Restreindre dans un premier temps
Bien que l’hydroxychloroquine ne soit à l’origine « que » de 17’000 décès dans les six pays analysés, son utilisation à large échelle devait être contestée pour Jean-Christophe Lega.
« C’est notre devoir de faire un retour d’expérience et de garder ce fait en mémoire pour éviter de nouvelles erreurs si une nouvelle crise pandémique devait se produire. Notre erreur a été de mettre à disposition un ensemble de molécules alors qu’on aurait dû très fortement restreindre leur utilisation et, à l’inverse, accélérer les efforts de recherche », résume le professeur qui ne parle pas que de l’hydroxychloroquine.
Loin du « remède miracle »
Si l’hydroxychloroquine avait été un vrai remède miracle, comme l’ont laissé entendre ses promoteurs, elle aurait montré des signes d’amélioration des patients presque instantanément, ce qui n’a pas été le cas, remarque Jean-Christophe Lega.
« On aurait pu avoir une bonne surprise, mais elle aurait été visible au lit du patient. Dans le cas d’une molécule miracle, le patient avec de très grands problèmes ou sur le point de mourir serait allé mieux le lendemain. On ne l’a pas observé. Donc, on savait déjà que l’efficacité de l’hydroxychloroquine, si elle était avérée, avait une taille modeste. »
Selon lui, les propriétés mêmes de la molécule d’hydroxychloroquine laissaient déjà présager qu’elle ne serait pas ou peu efficace: « Dans un anticorps monoclonal, les propriétés du mécanisme sont telles qu’il est possible de présager d’une efficacité importante », détaille Jean-Christophe Lega. « Ce qui n’était pas le cas de l’hydroxychloroquine. »
Le directeur de l’étude estime que face à ces résultats, « ça n’était pas la peine de la proposer aux patients comme si c’était une urgence thérapeutique.

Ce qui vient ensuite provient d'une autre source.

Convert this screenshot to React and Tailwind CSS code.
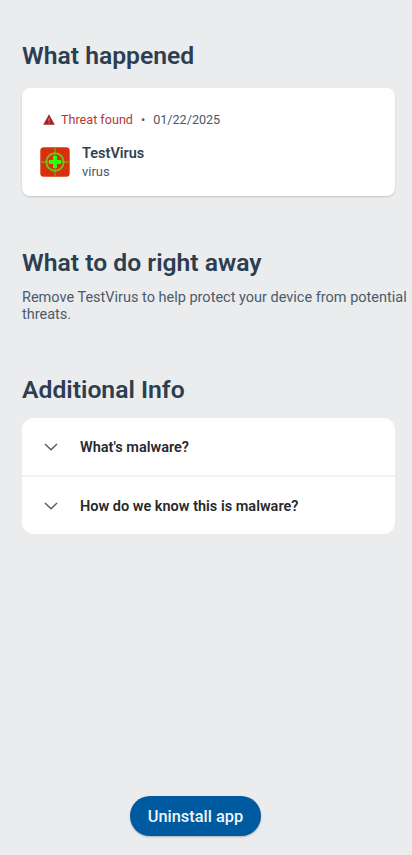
import React from "react";

function Heading({ children }) {
  return (
    <h2 className="text-[24.7px] leading-[28px] font-semibold text-[#2c3e50] whitespace-nowrap">
      {children}
    </h2>
  );
}

function WarningIcon() {
  return (
    <svg width="12" height="11" viewBox="0 0 12 11" className="mb-[2px] shrink-0">
      <path d="M6 .2 11.8 10.7H.2Z" fill="#a8202c" />
      <path d="M6 4v3.2M6 8.2v1.1" stroke="#d08f95" strokeWidth="1" />
    </svg>
  );
}

function TargetIcon() {
  return (
    <svg width="30" height="30" viewBox="0 0 30 30" className="shrink-0">
      <rect x=".3" y=".3" width="29.4" height="29.4" rx="3.5" fill="#d8300c" />
      <path d="M15 .5v29M.5 15h29" stroke="#7f9a10" strokeWidth="1.5" />
      <circle cx="15" cy="15" r="8.7" fill="none" stroke="#6fc414" strokeWidth="1.9" />
      <path d="M15 9v12M9 15h12" stroke="#2bff0a" strokeWidth="4" />
    </svg>
  );
}

function AccordionRow({ label }) {
  return (
    <button className="flex h-[57px] w-full items-center bg-white pl-[22px] text-left">
      <svg width="14" height="8" viewBox="0 0 14 8" fill="none" className="shrink-0">
        <path d="M1 1l6 5.7L13 1" stroke="#55585b" strokeWidth="1.4" />
      </svg>
      <span className="ml-[22px] pt-[2px] text-[14.5px] leading-[20px] font-semibold text-[#27292b]">
        {label}
      </span>
    </button>
  );
}

export default function App() {
  return (
    <main className="flex h-[855px] w-[412px] flex-col overflow-hidden bg-[#ebecee] pt-[42px] pl-[22px] font-['Roboto',sans-serif]">
      <Heading>What happened</Heading>
      <section className="mt-[18px] h-[108px] w-[373px] rounded-[8px] bg-white pl-[18px] shadow-[0_1px_2px_rgba(0,0,0,0.16)]">
        <div className="flex items-center pt-[24px] pl-[3px] text-[12.6px] leading-[16px]">
          <WarningIcon />
          <span className="ml-[6px] text-[#b3383f]">Threat found</span>
          <span className="mx-[8px] text-[#4b5966]">•</span>
          <span className="text-[#4b5966]">01/22/2025</span>
        </div>
        <div className="mt-[15px] flex items-center">
          <TargetIcon />
          <div className="ml-[12px]">
            <div className="pt-[2px] text-[14.5px] leading-[18px] font-semibold text-[#34424f]">TestVirus</div>
            <div className="text-[13px] leading-[17px] text-[#4b5966]">virus</div>
          </div>
        </div>
      </section>

      <div className="mt-[53px]">
        <Heading>What to do right away</Heading>
      </div>
      <p className="mt-[12px] whitespace-nowrap text-[14.5px] leading-[17px] text-[#4b5b69]">
        Remove TestVirus to help protect your device from potential
        <br />
        threats.
      </p>

      <div className="mt-[53px]">
        <Heading>Additional Info</Heading>
      </div>
      <section className="mt-[14px] flex w-[373px] shrink-0 flex-col gap-[2px] overflow-hidden rounded-[12px] bg-[#f1f1f2]">
        <AccordionRow label="What's malware?" />
        <AccordionRow label="How do we know this is malware?" />
      </section>

      <button className="mt-auto mb-[19px] ml-[108px] h-[40px] w-[131px] rounded-full bg-[#005a9f] pt-[2px] text-[16.4px] leading-[20px] font-medium text-[#edf5fb] shadow-[0_1px_2px_rgba(0,0,0,0.25)]">
        Uninstall app
      </button>
    </main>
  );
}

L’urgence était plutôt de l’inclure dans un essai de bonne qualité pour produire des données de très haut niveau et ensuite généraliser son usage à l’ensemble de la population ».
« A moins que l’effet soit évident, donc que la mortalité tombe à 0% en vie réelle, il faut toujours réaliser un plan de développement complet incluant des essais », insiste l’invité de la RTS.
L’hydroxychloroquine n’est pas plus efficace combinée à d’autres médicaments, comme l’a par exemple préconisé le professeur Didier Raoult de l’Université d’Aix-Marseille. « Les études réalisées en testant azithromycine + chloroquine ou hydroxychloroquine ont systématiquement montré l’absence de bénéfices, voire une surmortalité ou des événements indésirables graves à cause de la toxicité cardiaque de ces substances », fait valoir Jean-Christophe Lega.